The respite from tennis was the last of such length Stark would have for some time. He played at Stanford, twice becoming a singles and doubles All-American, then embarked on his professional career.
Stark won two singles titles, beating Cedric Pioline in 1993 in Bolzano, Italy, and Michael Chang in 1996 in the Singapore Open.
His greatest success, however, came in doubles. He captured 19 men’s doubles titles, including the French Open with Byron Black in 1994, and was ranked No. 1 doubles that year.
Stark also played on four U.S. Davis Cup teams.
Among his highlights was teaming with Navratilova, one of the icons of the sport, to win mixed doubles at Wimbledon in 1995.

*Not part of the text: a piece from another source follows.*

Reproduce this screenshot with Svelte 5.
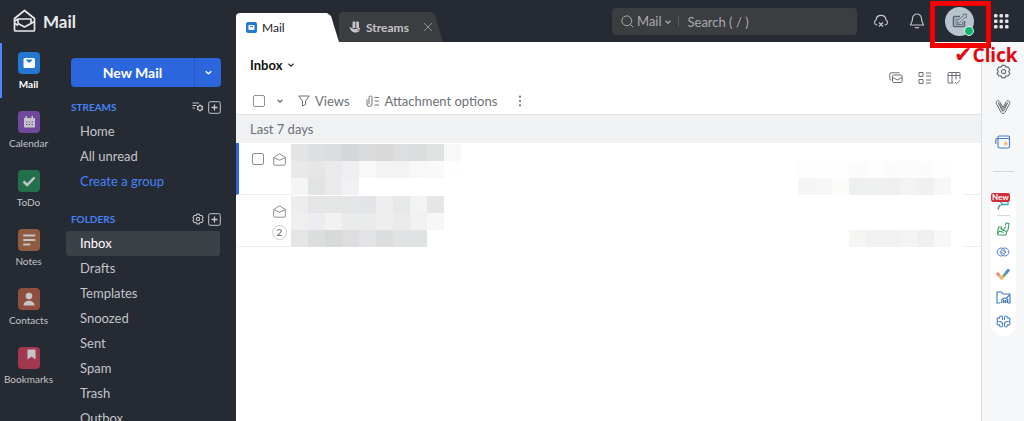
<script lang="ts">
  const apps = [
    { id: "mail", name: "Mail", color: "#2376d2" },
    { id: "calendar", name: "Calendar", color: "#70499d" },
    { id: "todo", name: "ToDo", color: "#22714c" },
    { id: "notes", name: "Notes", color: "#8f5c42" },
    { id: "contacts", name: "Contacts", color: "#8e4f3e" },
    { id: "bookmarks", name: "Bookmarks", color: "#a1384e" },
  ];
  const folders = ["Inbox", "Drafts", "Templates", "Snoozed", "Sent", "Spam", "Trash", "Outbox"];

  // redacted text, one colour per tile
  const messages = [
    {
      unread: true,
      count: 0,
      left: [
        "#e4e4e4 #dce0e3 #dcdddf #d5d6d8 #dadbdc #d9d9d9 #dcdee0 #dbddde #e0e2e1 #f7f9f8",
        "#e9e9e9 #e6e6e6 #eaeaea #eeeff2 #f8f8f8 #f3f3f3 #f2f4f3 #f8f8f8 #f7faf9 #fefefe",
        "#f3f6f5 #e2e3e5 #eaeaea #f0f1f4 #fff #fff #fff #fff #fff #fff",
      ],
      right: [
        "#fff #fff #fff #fff #fff #fff #fff #fff #fff",
        "#fdfdfd #fdfdfd #fefefe #fbfbfb #fdfdfd #fbfbfb #fcfcfc #fbfbfb #fdfdfd",
        "#f5f5f5 #f7f7f7 #fbfbf9 #edf0ef #eef1f0 #efefef #f3f3f3 #f0f0f0 #f5f8f7",
      ],
    },
    {
      unread: false,
      count: 2,
      left: [
        "#ededed #e4e5e7 #e4e6e5 #e4e5e7 #e3e4e7 #eeeeee #e7e8ea #f2f4f3 #e6e6e6 #fff",
        "#efefed #ebedf0 #f2f2f2 #eaebeb #e9eaec #eeeeee #e9ebea #f1f1f1 #f7f7f7 #fff",
        "#e4e6e5 #dcdedd #d7dadb #dedede #e2e3e6 #dcdedd #e0e2e4 #e0e3e4 #fff #fff",
      ],
      right: [
        "#fff #fff #fff #fff #fff #fff #fff #fff #fff",
        "#fff #fff #fff #fff #fff #fff #fff #fff #fff",
        "#fff #fff #fff #f5f5f3 #f0f2f1 #f1f1f1 #f3f3f1 #efefef #f7f7f7",
      ],
    },
  ];

  let activeApp = $state("mail");
  let activeFolder = $state("Inbox");
</script>

{#snippet chevron(size: number)}
  <svg width={size} height={size} viewBox="0 0 8 8" class="line"><path d="M1.5 2.8 4 5.2 6.5 2.8" stroke-width="1.2" /></svg>
{/snippet}

{#snippet gear()}
  <path d="M5.500 3.300 6.300 1.500h3.400l.8 1.800 2.400-.1L14.800 6l-1.300 2 1.300 2-1.900 2.800-2.400-.1-.8 1.800H6.300l-.8-1.800-2.400.1L1.200 10l1.300-2-1.300-2 1.900-2.800z" />
  <circle cx="8" cy="8" r="2.200" />
{/snippet}

{#snippet plus()}
  <svg width="13" height="13" viewBox="0 0 13 13" class="line"><rect x=".7" y=".7" width="11.600" height="11.600" rx="1.500" /><path d="M6.500 3.500v6M3.500 6.500h6" stroke-width="1.300" /></svg>
{/snippet}

{#snippet tiles(rows: string[])}
  <div class="tiles">
    {#each rows as row}
      <div class="tile-row">
        {#each row.split(" ") as color}
          <i style="background: {color}"></i>
        {/each}
      </div>
    {/each}
  </div>
{/snippet}

<div class="app">
  <header>
    <a class="brand" href="#mail">
      <svg width="24" height="24" viewBox="0 0 24 24" class="line" stroke-width="1.700">
        <path d="M1.500 9.500 11.500 1.500l10 8V21a1 1 0 0 1-1 1h-18a1 1 0 0 1-1-1z" />
        <path d="M1.500 14 5 16.500M5 14.500V10h13v4.500L11.500 18 5 14.500M5 10 1.500 12M18 14.500l3.500-2" />
      </svg>
      <span>Mail</span>
    </a>
    <nav class="tabs">
      <button class="tab current">
        <svg width="11" height="11" viewBox="0 0 11 11"><rect width="11" height="11" rx="2" fill="#2279d6" /><rect x="2.500" y="3" width="6" height="5" rx=".8" fill="#fff" /><path d="M4 4h3v1H4z" fill="#2279d6" /></svg>
        Mail
      </button>
      <div class="tab other">
        <svg width="12" height="12" viewBox="0 0 12 12" fill="#c4c5c7"><circle cx="5" cy="1.800" r="1.500" /><circle cx="8.500" cy="1.800" r="1.500" /><path d="M3.500 2.500h2.800V7H3.500zM7.200 2.500H10V7H7.200zM.5 6l5 2.300L11 6.800v1.400L7 9.500l4-.3C10 11 8 11.500 6 11.500S1.500 10 .5 6z" /></svg>
        <span>Streams</span>
        <button class="close" aria-label="Close tab"><svg width="10" height="10" viewBox="0 0 10 10" class="line"><path d="m1 1 8 8M9 1 1 9" /></svg></button>
      </div>
    </nav>
    <div class="search">
      <svg width="13" height="13" viewBox="0 0 13 13" class="line"><circle cx="5.800" cy="5.800" r="4.900" /><path d="m9.300 9.300 3 3" /></svg>
      <button class="scope">Mail {@render chevron(8)}</button>
      <input type="text" placeholder="Search ( / )" aria-label="Search" />
    </div>
    <div class="tools">
      <button aria-label="Offline">
        <svg width="16" height="16" viewBox="0 0 16 16" class="line" stroke-width="1.200"><path d="M4.500 12H4a2.700 2.700 0 0 1-.8-5.200C3.200 1 12.800 1 12.800 6.800A2.700 2.700 0 0 1 12 12h-.5M6 9.500l4 4M10 9.500l-4 4" /></svg>
      </button>
      <button aria-label="Notifications">
        <svg width="16" height="16" viewBox="0 0 16 16" class="line" stroke-width="1.200"><path d="M8 1a4.500 4.500 0 0 0-4.500 4.500C3.500 10 1.500 10.500 1.500 12h13c0-1.500-2-2-2-6.500A4.500 4.500 0 0 0 8 1zM6 14.200c.8 1 3.200 1 4 0" /></svg>
      </button>
      <div class="profile">
        <button class="avatar" aria-label="Profile">
          <svg width="16" height="16" viewBox="0 0 16 16" class="line"><path d="M8 3.500H2.500A1 1 0 0 0 1.500 4.500v8a1 1 0 0 0 1 1h9a1 1 0 0 0 1-1V8" stroke-width="1.600" /><path d="M4 6h3M4 6v5.500h6.500V9M5.500 10.500V8l6-5.500-1-1 4-.5v4l-1-1-6 6z" stroke-width=".8" /></svg>
        </button>
        <span class="status"></span>
        <div class="frame"></div>
        <div class="note"><span>✔</span>Click</div>
      </div>
      <button aria-label="All apps">
        <svg width="15" height="15" viewBox="0 0 15 15" fill="#e3e4e6">
          {#each [0, 5.5, 11] as y}
            {#each [0, 5.5, 11] as x}
              <rect {x} {y} width="3.500" height="3.500" rx="1.200" />
            {/each}
          {/each}
        </svg>
      </button>
    </div>
  </header>

  <div class="body">
    <nav class="rail">
      {#each apps as app}
        <button class="app-item" class:active={activeApp === app.id} onclick={() => (activeApp = app.id)}>
          <svg width="22" height="22" viewBox="0 0 22 22">
            <rect width="22" height="22" rx="4" fill={app.color} />
            {#if app.id === "mail"}
              <rect x="5.500" y="6" width="11.500" height="10" rx="1.500" fill="#fff" />
              <path d="M7.500 7.500h7.500L11.200 11z" fill={app.color} />
            {:else if app.id === "calendar"}
              <path d="M6 7h11v8.500a1 1 0 0 1-1 1H7a1 1 0 0 1-1-1zM7.500 5h1.500v3H7.500zM13.500 5H15v3h-1.500z" fill="#c5c5c8" />
              <path d="M8 11h7M8 13.500h7" stroke={app.color} stroke-width="1.200" stroke-dasharray="1.400" />
            {:else if app.id === "todo"}
              <path d="m5.500 11.500 3.700 3.500L16.500 7.500" fill="none" stroke="#c5c5c8" stroke-width="2.500" />
            {:else if app.id === "notes"}
              <path d="M6 6.500h10.500M6 11h10.500M6 15.500h5.500" stroke="#c5c5c8" stroke-width="2" stroke-linecap="round" />
            {:else if app.id === "contacts"}
              <circle cx="11" cy="8" r="3.300" fill="#c5c5c8" />
              <path d="M5.500 17.500c0-6.500 11-6.500 11 0z" fill="#c5c5c8" />
            {:else}
              <path d="M9.500 2.500H17.500v10l-4-3-4 3z" fill="#c5c5c8" />
            {/if}
          </svg>
          <span>{app.name}</span>
        </button>
      {/each}
    </nav>

    <aside class="sidebar">
      <div class="compose">
        <button class="new-mail">New Mail</button>
        <button class="more" aria-label="More">{@render chevron(9)}</button>
      </div>
      <div class="group">
        <h2>STREAMS</h2>
        <button aria-label="Stream settings">
          <svg width="12" height="12" viewBox="0 0 12 12" class="line" stroke-width="1.200"><path d="M.5 2H7M.5 4.500h4M.5 7h2.500" /><circle cx="8" cy="7" r="2.300" /><path d="M8 3.500v1.200M8 9.300v1.200M5 5.300l1 .6M10 8.100l1 .6M5 8.700l1-.6M10 5.900l1-.6" /></svg>
        </button>
        <button aria-label="Add group">{@render plus()}</button>
      </div>
      <ul>
        <li><a href="#home">Home</a></li>
        <li><a href="#unread">All unread</a></li>
        <li><a class="create" href="#create">Create a group</a></li>
      </ul>
      <div class="group second">
        <h2>FOLDERS</h2>
        <button aria-label="Folder settings"><svg width="12" height="12" viewBox="0 0 16 16" class="line" stroke-width="1.400">{@render gear()}</svg></button>
        <button aria-label="Add folder">{@render plus()}</button>
      </div>
      <ul>
        {#each folders as folder}
          <li><a href="#{folder}" class:active={activeFolder === folder} onclick={() => (activeFolder = folder)}>{folder}</a></li>
        {/each}
      </ul>
    </aside>

    <main>
      <div class="title">
        <h1>Inbox</h1>
        {@render chevron(8)}
      </div>
      <div class="toolbar">
        <input type="checkbox" aria-label="Select all" />
        <button class="pick" aria-label="Selection options">{@render chevron(8)}</button>
        <button class="filter">
          <svg width="12" height="12" viewBox="0 0 12 12" class="line"><path d="M.8 1h10.400L7.500 6v3.500L4.500 11V6z" /></svg>
          Views
        </button>
        <button class="filter">
          <svg width="14" height="13" viewBox="0 0 14 13" class="line"><path d="M1 4.500V9a2.500 2.500 0 0 0 5 0V2.500a1.500 1.500 0 0 0-3 0V9M8.500 2.500H13M8.500 6H13M8.500 10H13" /></svg>
          Attachment options
        </button>
        <button class="kebab" aria-label="More options"><svg width="4" height="12" viewBox="0 0 4 12" fill="#6d7076"><circle cx="2" cy="1.700" r="1.100" /><circle cx="2" cy="6" r="1.100" /><circle cx="2" cy="10.300" r="1.100" /></svg></button>
        <div class="view-tools">
          <button aria-label="Conversation view"><svg width="14" height="14" viewBox="0 0 14 14" class="line"><path d="M2.500 9H2a1.200 1.200 0 0 1-1.200-1.200V3A1.200 1.200 0 0 1 2 1.800h8.500" /><rect x="3.500" y="4" width="9.700" height="7.500" rx="1.200" /><path d="m3.800 6.500 4.500 2.500L13 6.500" /></svg></button>
          <button aria-label="Layout"><svg width="14" height="14" viewBox="0 0 14 14" class="line"><rect x="1" y="1.500" width="4" height="4" /><rect x="1" y="8.500" width="4" height="4" /><path d="M8 2h5M8 5h5M8 9h5M8 12h5" /></svg></button>
          <button aria-label="Columns"><svg width="14" height="14" viewBox="0 0 14 14" class="line"><path d="M6.500 12H2a1 1 0 0 1-1-1V2.500a1 1 0 0 1 1-1h10a1 1 0 0 1 1 1V8M1 4.500h12M5 1.500V12M9 1.500v7M8 11l1.500 1.700L13 9.500" /></svg></button>
        </div>
      </div>
      <div class="day">Last 7 days</div>
      {#each messages as message}
        <article class:selected={message.unread}>
          <div class="marks">
            {#if message.unread}
              <input type="checkbox" aria-label="Select message" />
            {/if}
            <div class="state">
              <svg width="13" height="13" viewBox="0 0 13 13" class="line"><path d="M.7 4.500 6.500.8l5.800 3.700v6.700a1 1 0 0 1-1 1H1.700a1 1 0 0 1-1-1zM.7 4.700l5.800 2.500 5.800-2.500" /></svg>
              {#if message.count}
                <span class="count">{message.count}</span>
              {/if}
            </div>
          </div>
          <div class="summary">
            {@render tiles(message.left)}
            {@render tiles(message.right)}
          </div>
          <div class="end"></div>
        </article>
      {/each}
    </main>

    <aside class="widgets">
      <button aria-label="Settings"><svg width="15" height="15" viewBox="0 0 16 16" class="line" stroke-width="1.200">{@render gear()}</svg></button>
      <button aria-label="Zia"><svg width="16" height="16" viewBox="0 0 16 16" class="line"><path d="M1.300 4.500C.5 2 3.500.5 4.700 2.700L8 8.500l3.300-5.800c1.200-2.200 4.200-.7 3.400 1.800L9.800 13.500c-.8 1.500-2.800 1.500-3.600 0z" /><path d="M3 3.500 7.500 12c.3.600 1 .3.700-.4L4.500 4.500M13 3.500 8.500 12M11.500 4.500 8.500 10" /></svg></button>
      <button aria-label="Wallet"><svg width="16" height="14" viewBox="0 0 16 14" fill="none" stroke="#477cc4" stroke-width="1.100"><path d="M3 3.500V2A1 1 0 0 1 4 1h9.500a1 1 0 0 1 1 1v9.500a1.500 1.500 0 0 1-1.500 1.500H4.500A1.500 1.500 0 0 1 3 11.500V3.500h10a1.500 1.500 0 0 1 1.500 1.500M3 3.500H2A1.200 1.200 0 0 0 .8 4.700V9" /><circle cx="10.800" cy="8.700" r="1.400" fill="#f5ae3e" stroke="#f8cb80" /></svg></button>
      <hr />
      <div class="dock">
        <button class="fresh" aria-label="New widget"><svg width="14" height="14" viewBox="0 0 14 14" fill="none" stroke-width="1.300"><path d="M4.500 5h7.500v3.500H7L4.500 6" stroke="#2fb4b4" /><path d="M2 13.500 3.500 9.500 7 8.500" stroke="#3f8f9d" /></svg><b>New</b></button>
        <hr />
        <button aria-label="Desk"><svg width="14" height="14" viewBox="0 0 14 14" fill="none" stroke="#35a05b" stroke-width="1.100" stroke-linejoin="round"><path d="M9.500 3.500 10 1l3 .5-1 6.500c-.2 1-1 1.500-2 1.200L6.500 8 5 5H2.500L1.500 11c-.2 1.300.5 2 1.500 2h7l.8-3.500M4.500 6.500 7 8l3-3.500M1.800 11.500C2.500 9 4 9 5 9.500l2.500 1" /></svg></button>
        <button aria-label="Links"><svg width="14" height="10" viewBox="0 0 14 10" fill="none" stroke="#5785ca"><path d="M8.500 7.200A4 4 0 1 1 8.500 2.800L9.500 5A1.800 1.800 0 0 1 6.500 6.300L5 4.500" /><path d="M5.500 2.800a4 4 0 1 1 0 4.400L4.500 5a1.800 1.800 0 0 1 3-1.300L9 5.500" /></svg></button>
        <button aria-label="Tasks"><svg width="14" height="12" viewBox="0 0 14 12"><path d="m1 5 3 3.500" stroke="#e98378" stroke-width="2.800" /><path d="m3 7.300 2.500 3L8 7.500" stroke="#efb765" stroke-width="2.800" fill="none" /><path d="M7.300 8.300 10.500 4.500" stroke="#62a98b" stroke-width="2.800" /><path d="m10 5 3-3.500" stroke="#5a87c8" stroke-width="2.800" /></svg></button>
        <button aria-label="Files"><svg width="15" height="13" viewBox="0 0 15 13" fill="none" stroke="#3976bd" stroke-width="1.100"><path d="M4 12H1V1h4.500L7 3h7v9h-2" /><path d="m5 9.500 3-2.500 2 .5L13.500 4" /><path d="M5.500 10.500V12M7.500 9v3M9.500 9v3M11.500 7.500V12" stroke-width="1.500" /></svg></button>
        <button aria-label="Assistant"><svg width="15" height="13" viewBox="0 0 15 13" fill="none" stroke="#4680cc" stroke-width="1.100"><path d="M6.500 5V2.500C6.500.5 3.500.5 3.500 3 1 2.500.2 5 2 6.500.2 8 1 10.500 3.500 10c0 2.500 3 2.500 3 .5V8L4.500 6.500H3M8.500 5V2.500c0-2 3-2 3 .5 2.500-.5 3.300 2 1.500 3.500 1.800 1.500 1 4-1.500 3.500 0 2.500-3 2.500-3 .5V8l2-1.500H12" /></svg></button>
      </div>
    </aside>
  </div>
</div>

<style>
  :global(body) {
    background: #252a33;
    font-family: Lato, "Liberation Sans", sans-serif;
  }
  .app {
    display: flex;
    flex-direction: column;
    height: 100vh;
    overflow: hidden;
    color: #c3c5c9;
    font-size: 13px;
  }
  button {
    display: flex;
    align-items: center;
    justify-content: center;
    padding: 0;
    border: 0;
    background: none;
    color: inherit;
    font: inherit;
  }
  a {
    color: inherit;
    text-decoration: none;
  }
  svg {
    display: block;
    flex: none;
  }
  .line {
    fill: none;
    stroke: currentColor;
    stroke-linejoin: round;
  }
  header {
    display: flex;
    flex: none;
    height: 42px;
  }
  .brand {
    display: flex;
    align-items: center;
    gap: 6px;
    box-sizing: border-box;
    width: 236px;
    padding-left: 13px;
    color: #e8e9eb;
    font-size: 17px;
    font-weight: 700;
  }
  .tabs {
    display: flex;
    align-items: flex-end;
    flex: 1;
    font-size: 12px;
  }
  .tab {
    display: flex;
    align-items: center;
    justify-content: flex-start;
    box-sizing: border-box;
    height: 29px;
    border-radius: 4px 0 0 0;
    padding-left: 10px;
    gap: 5px;
    clip-path: polygon(0 0, calc(100% - 12px) 0, calc(100% - 8px) 3px, 100% 100%, 0 100%);
  }
  .current {
    width: 103px;
    background: #fff;
    color: #222;
  }
  .other {
    width: 104px;
    height: 30px;
    background: #3c3d40;
    font-weight: 700;
  }
  .close {
    margin-left: 9px;
    color: #8c8e92;
  }
  .search {
    display: flex;
    align-items: center;
    box-sizing: border-box;
    width: 245px;
    height: 27px;
    margin-top: 8px;
    padding-left: 9px;
    border-radius: 4px;
    background: #3c3d40;
    color: #a9abaf;
  }
  .scope {
    gap: 2px;
    margin-left: 3px;
    padding-right: 6px;
    border-right: 1px solid #5a5b5f;
    line-height: 11px;
  }
  .search input {
    flex: 1;
    min-width: 0;
    margin-left: 9px;
    padding: 0;
    border: 0;
    background: none;
    color: inherit;
    font: inherit;
  }
  .search input::placeholder {
    color: inherit;
  }
  .tools {
    display: flex;
    align-items: center;
    gap: 20px;
    margin-left: 16px;
    padding-right: 15px;
  }
  .profile {
    position: relative;
  }
  .avatar {
    width: 29px;
    height: 29px;
    border-radius: 50%;
    background: #b8c4cd;
    color: #58646e;
  }
  .status {
    position: absolute;
    right: 0;
    bottom: 0;
    width: 8px;
    height: 8px;
    border: 1px solid #dff3e9;
    border-radius: 50%;
    background: #10b36c;
  }
  .frame {
    position: absolute;
    top: -6px;
    left: -15px;
    width: 51px;
    height: 37px;
    border: 5px solid #f50000;
  }
  .note {
    position: absolute;
    top: 36px;
    left: 9px;
    z-index: 1;
    display: flex;
    align-items: center;
    color: #e0090f;
    font: 700 19px/24px "Noto Sans", sans-serif;
  }
  .note span {
    font-family: "DejaVu Sans", sans-serif;
    font-size: 22px;
  }
  .body {
    display: flex;
    flex: 1;
    min-height: 0;
  }
  .rail {
    width: 57px;
    flex: none;
  }
  .app-item {
    flex-direction: column;
    box-sizing: border-box;
    width: 57px;
    height: 55px;
    margin: 1px 0 4px;
    gap: 4px;
    border-left: 2px solid transparent;
    padding-right: 2px;
    font-size: 10px;
    line-height: 12px;
  }
  .app-item + .app-item {
    margin-top: 0;
  }
  .app-item.active {
    border-color: #4f86ff;
    color: #fff;
    font-weight: 700;
  }
  .sidebar {
    width: 179px;
    flex: none;
  }
  .compose {
    display: flex;
    height: 29px;
    margin: 16px 15px 0 14px;
    border-radius: 4px;
    background: #2b66dd;
    color: #fff;
  }
  .new-mail {
    flex: 1;
    font-size: 14px;
    font-weight: 700;
  }
  .more {
    width: 27px;
    border-left: 1px solid #2457be;
  }
  .group {
    display: flex;
    align-items: center;
    height: 20px;
    margin: 10px 15px 2px 14px;
    gap: 4px;
  }
  .second {
    margin-top: 15px;
  }
  h2 {
    flex: 1;
    margin: 0;
    color: #4683f7;
    font-size: 10px;
    font-weight: 700;
  }
  ul {
    margin: 0 16px 0 9px;
    padding: 0;
    list-style: none;
  }
  li a {
    display: block;
    padding-left: 14px;
    border-radius: 3px;
    line-height: 25px;
  }
  li a.active {
    background: #3c4047;
    color: #fff;
  }
  li a.create {
    color: #4683f7;
  }
  main {
    flex: 1;
    min-width: 0;
    background: #fff;
    color: #6d7076;
  }
  .title {
    display: flex;
    align-items: center;
    gap: 5px;
    height: 46px;
    padding-left: 14px;
    color: #333;
  }
  h1 {
    margin: 0;
    color: #111;
    font-size: 13px;
    font-weight: 700;
  }
  .toolbar {
    display: flex;
    align-items: center;
    height: 26px;
    padding-left: 17px;
  }
  input[type="checkbox"] {
    appearance: none;
    box-sizing: border-box;
    width: 12px;
    height: 12px;
    margin: 0;
    border: 1px solid #8c8e92;
    border-radius: 2px;
  }
  .pick {
    margin: 0 14px 0 11px;
  }
  .filter {
    gap: 5px;
    margin-right: 16px;
  }
  .kebab {
    margin-left: 5px;
  }
  .view-tools {
    display: flex;
    gap: 15px;
    margin: 0 20px 46px auto;
  }
  .day {
    padding: 1px 14px 0;
    border-top: 1px solid #dfe1e4;
    background: #f0f1f3;
    line-height: 27px;
  }
  article {
    display: flex;
    height: 52px;
  }
  .marks {
    display: flex;
    align-items: flex-start;
    justify-content: flex-end;
    box-sizing: border-box;
    width: 55px;
    padding: 10px 4px 0 0;
    gap: 8px;
    border-bottom: 1px solid #eee;
    border-left: 1px solid #fff;
  }
  .selected .marks {
    border-left: 3px solid #2b66dd;
  }
  .state {
    display: flex;
    flex-direction: column;
    align-items: center;
    width: 15px;
    gap: 7px;
    color: #8c8e92;
  }
  .count {
    box-sizing: border-box;
    width: 15px;
    height: 15px;
    border: 1px solid #ccd0d4;
    border-radius: 50%;
    color: #5b6068;
    font-size: 10px;
    line-height: 13px;
    text-align: center;
  }
  .summary {
    display: flex;
    justify-content: space-between;
    flex: 1;
    padding: 1px 13px 0 0;
  }
  .tile-row {
    display: flex;
  }
  .tile-row i {
    width: 17px;
    height: 17px;
  }
  .end {
    width: 17px;
    border-bottom: 1px solid #eee;
  }
  .widgets {
    display: flex;
    flex-direction: column;
    align-items: center;
    box-sizing: border-box;
    width: 43px;
    flex: none;
    padding-top: 22px;
    gap: 20px;
    border-left: 1px solid #dcdee2;
    background: #f6f7f9;
    color: #66696f;
  }
  hr {
    width: 21px;
    margin: 2px 0 0;
    border: 0;
    border-top: 1px solid #d5d7dc;
  }
  .dock {
    display: flex;
    flex-direction: column;
    align-items: center;
    width: 25px;
    padding: 4px 0 8px;
    gap: 11px;
    border-radius: 12px;
    background: #fff;
  }
  .dock hr {
    width: 13px;
    margin: -6px 0 -5px;
  }
  .fresh {
    position: relative;
  }
  .fresh b {
    position: absolute;
    top: -3px;
    left: -5px;
    padding: 0 1px;
    border-radius: 2px;
    background: #d0303b;
    color: #fff;
    font-size: 8px;
    line-height: 9px;
  }
</style>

“To be able to say I was a Wimbledon champion is pretty cool,” Stark admitted, “and to be able to play with Martina Navratilova, who is one of the greatest players of all-time.”
That Wimbledon tournament was the first time they paired up. They played together later that year in the U.S. Open, then in the same two tournaments the following year before going separate ways.
“I can’t remember why we stopped,” said Stark. “We did well each time. Obviously, we didn’t win again, but we did well. Wimbledon was just like any tournament. We had some real close matches in the early rounds, pulled them out and then ended up winning it, which was pretty cool.”
The defeated Cyril Suk and Gigi Fernández in the final, 6–4, 6–4.
Stark’s professional days are largely behind him. He keeps in contact with his friends from those days and had one of them, Jim Courier, address his academy when the Davis Cup team came through the area.
“The problem is,” said Stark, “I bring these people in and they don’t know who anybody is from my generation.”
When Stark broke into the pro ranks, the top names included John McEnroe, Ivan Lendl and Mats Wilander as well as peers from his junior days like Pete Sampras, Courier and Chang.
“I definitely had the star-struck feeling and can remember playing Johnny Mac in the Canadian Open in later rounds,” said Stark. “I was a couple years into my career, and it’s a surreal feeling competing and playing against your heroes growing up. I’m lucky to be able to have experienced that.”